### WHAT YOU ARE ASKED TO DO
Can you find the lines of the listing that include "React" and copy every one?

┌─ PROVIDED MATERIAL

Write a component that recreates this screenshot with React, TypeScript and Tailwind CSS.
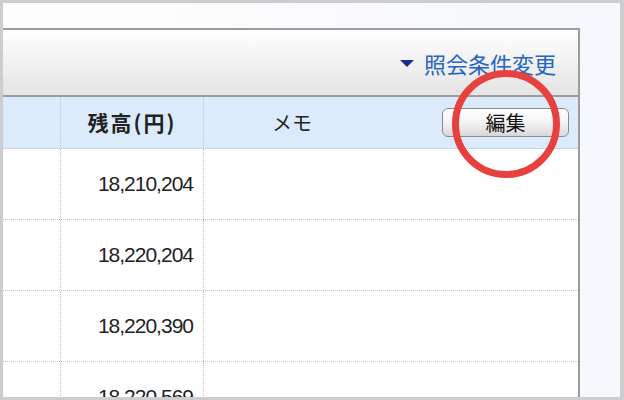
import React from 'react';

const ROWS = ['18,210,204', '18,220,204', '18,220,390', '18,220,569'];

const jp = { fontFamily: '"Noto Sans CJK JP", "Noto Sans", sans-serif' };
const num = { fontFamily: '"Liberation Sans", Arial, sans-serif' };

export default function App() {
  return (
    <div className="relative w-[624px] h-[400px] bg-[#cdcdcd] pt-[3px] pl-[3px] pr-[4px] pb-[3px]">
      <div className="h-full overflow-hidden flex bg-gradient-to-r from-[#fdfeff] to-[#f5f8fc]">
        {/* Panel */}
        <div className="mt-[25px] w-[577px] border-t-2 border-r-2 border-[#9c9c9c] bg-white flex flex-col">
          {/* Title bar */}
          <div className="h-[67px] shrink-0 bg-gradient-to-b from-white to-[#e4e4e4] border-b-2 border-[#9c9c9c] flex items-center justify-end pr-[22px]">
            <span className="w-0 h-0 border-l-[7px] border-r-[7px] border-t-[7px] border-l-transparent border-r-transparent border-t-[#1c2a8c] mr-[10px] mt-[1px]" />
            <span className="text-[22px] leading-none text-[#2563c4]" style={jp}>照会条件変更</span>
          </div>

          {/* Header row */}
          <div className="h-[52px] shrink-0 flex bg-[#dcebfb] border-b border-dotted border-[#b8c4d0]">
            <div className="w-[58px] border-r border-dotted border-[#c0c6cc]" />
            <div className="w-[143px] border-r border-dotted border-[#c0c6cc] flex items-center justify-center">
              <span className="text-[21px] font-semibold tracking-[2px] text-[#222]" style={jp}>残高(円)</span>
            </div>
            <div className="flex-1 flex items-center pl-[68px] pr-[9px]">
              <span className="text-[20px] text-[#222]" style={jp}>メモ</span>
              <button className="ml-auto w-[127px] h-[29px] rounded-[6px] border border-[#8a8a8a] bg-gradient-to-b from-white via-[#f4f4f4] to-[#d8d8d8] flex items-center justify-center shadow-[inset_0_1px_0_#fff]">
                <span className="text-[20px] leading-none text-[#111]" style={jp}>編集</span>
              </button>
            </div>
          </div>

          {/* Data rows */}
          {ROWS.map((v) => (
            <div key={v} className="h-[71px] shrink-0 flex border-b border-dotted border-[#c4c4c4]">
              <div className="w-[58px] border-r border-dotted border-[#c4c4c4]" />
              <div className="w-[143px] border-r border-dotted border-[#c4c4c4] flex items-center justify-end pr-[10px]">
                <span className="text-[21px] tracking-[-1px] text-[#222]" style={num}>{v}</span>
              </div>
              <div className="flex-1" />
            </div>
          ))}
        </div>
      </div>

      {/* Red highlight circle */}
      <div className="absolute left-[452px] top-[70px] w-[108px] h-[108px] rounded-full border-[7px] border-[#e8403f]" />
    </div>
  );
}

└─

### WRITTEN RESPONSE
Write a component that recreates this screenshot with React, TypeScript and Tailwind CSS.
import React from 'react';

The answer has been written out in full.